According to Belsky and Gilovich, "This tendency is harmful for the simple reason that past mistakes shouldn't lead you to make future ones. The past is past, and what matters is what is likely to happen from now on. So a person who turns down an offer for a house because the bid is lower than the original purchase price may be following one blunder (paying too much in the first place) with another (not getting out while the getting is good)."

Below are some places where you may be falling prey to the sunk cost fallacy.

  • Retaining assets that have lost their value - Hanging onto an unsuccessful business, a car that frequently breaks down, or a stock that's plummeting in value?
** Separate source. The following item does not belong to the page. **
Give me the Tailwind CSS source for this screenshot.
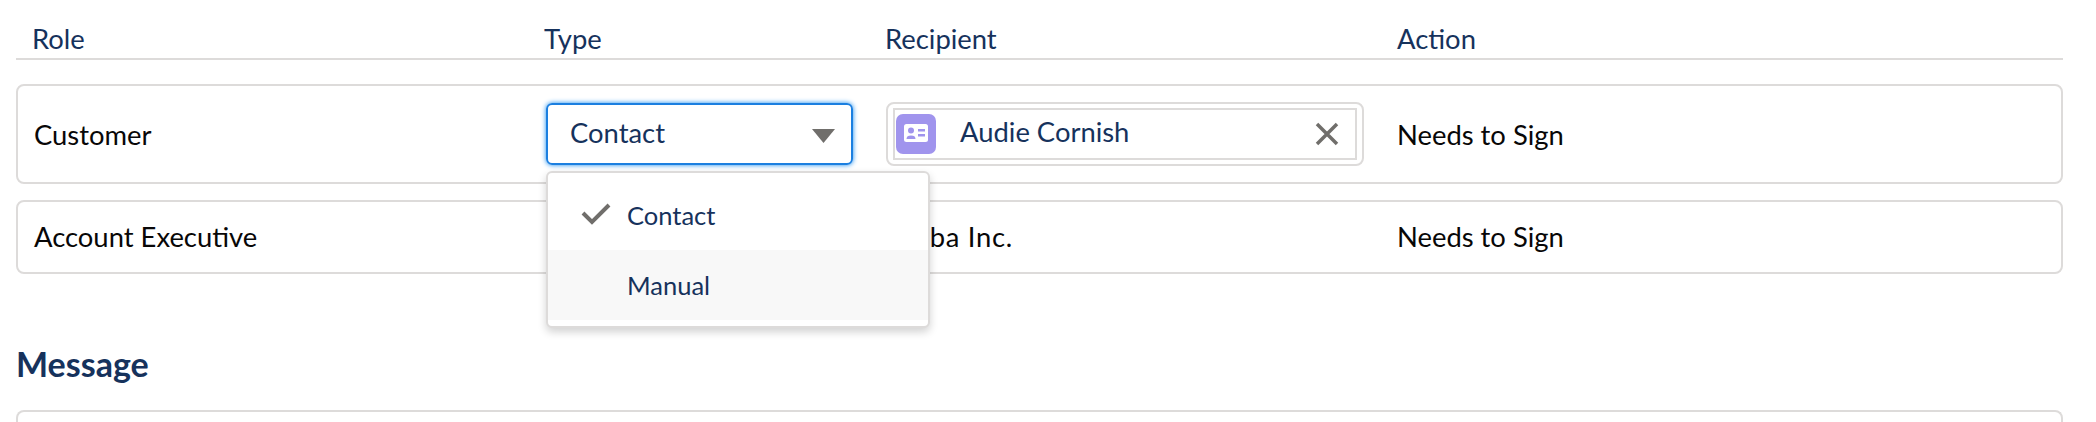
<!DOCTYPE html>
<html lang="en">
<head>
    <meta charset="UTF-8">
    <title>Recipients</title>
    <script src="https://cdn.jsdelivr.net/npm/@tailwindcss/browser@4"></script>
</head>
<body class="bg-white h-[422px] overflow-hidden font-['Lato','Open_Sans',sans-serif] text-[27.4px]">
    <div class="pl-4 pr-[33px]">
        <!-- table header -->
        <div class="grid grid-cols-[528px_341px_512px_1fr] h-[60px] pt-[22px] border-b-2 border-[#dddbda] text-[#16325c] leading-[33px]">
            <div class="pl-4">Role</div>
            <div>Type</div>
            <div>Recipient</div>
            <div>Action</div>
        </div>

        <!-- customer row -->
        <div class="relative mt-6 h-[100px] border-2 border-[#dddbda] rounded-lg grid grid-cols-[528px_339px_512px_1fr] items-center text-[#080707]">
            <div class="pl-4 mt-0.5">Customer</div>
            <div>
                <div class="w-[307px] h-[62px] pl-[22px] pr-4 flex items-center justify-between rounded-md border-2 border-[#1b7fe0] shadow-[0_0_5px_#1589ee] text-[#16325c]">
                    <span class="-mt-0.5">Contact</span>
                    <svg class="w-[23px] h-[14px] mt-1" viewBox="0 0 23 14"><path d="M0 0h23L11.500 14z" fill="#706e6b"/></svg>
                </div>
            </div>
            <div class="pl-[1px]">
                <div class="w-[478px] h-[64px] py-1 px-[5px] border-2 border-[#dddbda] rounded-lg">
                    <div class="h-[52px] border-2 border-[#dddbda] flex items-center pl-[1px] pr-4 text-[#16325c]">
                        <svg class="w-10 h-10 shrink-0" viewBox="0 0 40 40">
                            <rect width="40" height="40" rx="7" fill="#a094ed"/>
                            <rect x="8" y="10" width="24" height="18" rx="2.500" fill="#fff"/>
                            <circle cx="15" cy="16.500" r="3" fill="#a094ed"/>
                            <path d="M10.500 25c0-2.500 1.500-3.500 4.500-3.500s4.500 1 4.500 3.500z" fill="#a094ed"/>
                            <path d="M22 15h7v2.500h-7zM22 20h7v2.500h-7z" fill="#a094ed"/>
                        </svg>
                        <span class="ml-6 flex-1 -mt-1">Audie Cornish</span>
                        <svg class="w-6 h-6" viewBox="0 0 24 24"><path d="M2 2l20 20M22 2L2 22" stroke="#706e6b" stroke-width="3.500" fill="none"/></svg>
                    </div>
                </div>
            </div>
            <div class="mt-0.5">Needs to Sign</div>

            <!-- open type menu -->
            <div class="absolute z-10 left-[528px] top-[85px] w-[384px] h-[157px] bg-white rounded-md border-2 border-[#dddbda] shadow-[0_4px_8px_rgba(0,0,0,0.18)] pt-[7px] text-[#16325c] text-[25.5px]">
                <div class="h-[70px] flex items-center relative pl-[79px]">
                    <svg class="absolute left-[33px] top-[22px] w-[30px] h-[23px]" viewBox="0 0 30 23"><path d="M2 11l9 9L28 3" stroke="#706e6b" stroke-width="4" fill="none"/></svg>
                    <span>Contact</span>
                </div>
                <div class="h-[70px] bg-[#f8f8f8] flex items-center pl-[79px]">Manual</div>
            </div>
        </div>

        <!-- account executive row -->
        <div class="mt-4 h-[74px] border-2 border-[#dddbda] rounded-lg grid grid-cols-[528px_339px_512px_1fr] items-center text-[#080707]">
            <div class="pl-4">Account Executive</div>
            <div></div>
            <div class="-ml-[11px] tracking-[0.7px]">Zumba Inc.</div>
            <div>Needs to Sign</div>
        </div>

        <!-- message -->
        <h2 class="mt-[70px] text-[34px] font-bold text-[#16325c] leading-10">Message</h2>
        <div class="mt-[26px] h-3 border-2 border-b-0 border-[#dddbda] rounded-t-lg"></div>
    </div>
</body>
</html>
Reassess that asset's true value now (both financially and emotionally) to help you determine whether to hold tight or jump ship.

  • Sticking with bad financial choices - For years, I failed to participate in a plan at my company that would have allowed me to buy stock at a discounted price. Although this meant turning down a virtually guaranteed profit, failing to put the necessary money aside in the first year I worked there made it easier to justify skipping this during each subsequent year. It took me a decade to acknowledge the money I'd already wasted and take action to reverse my decision.

  • Holding on to clutter - Got closets full of dated clothes, old toiletries, mismatched Tupperware, or other stuff you don't use? Make a decision to use it now or donate, recycle, or sell it. Clutter may apply to your investments or financial records as well. If you've got a bunch of different little 401k funds from past employers, for example, it may behoove you to consolidate.

  • Shooting your happiness in the foot - Busting your butt for an apartment, nice clothes, or other material goals may have seemed like a reasonable idea when you were younger, for instance, but remember to regularly examine how much satisfaction your priorities are bringing you today. Continuing to climb the corporate ladder only makes sense if the top is still where you actually want to be.

If after taking stock of your investments in both time and money you discover lots of places where you're throwing good resources after bad, don't be too hard on yourself. If your old dog died years ago, your new one will still thank you for ceasing to play the clarinet. And as Belsky and Gilovich point out, sometimes the sunk cost fallacy actually works for us. One example they cite is gym memberships. If your aversion to losing your original investment provides the motivation you need to pry yourself off the couch, then that's a good thing. At the end of the day, the more we can learn about our own spending biases, the more skillfully we can use them to help us prosper.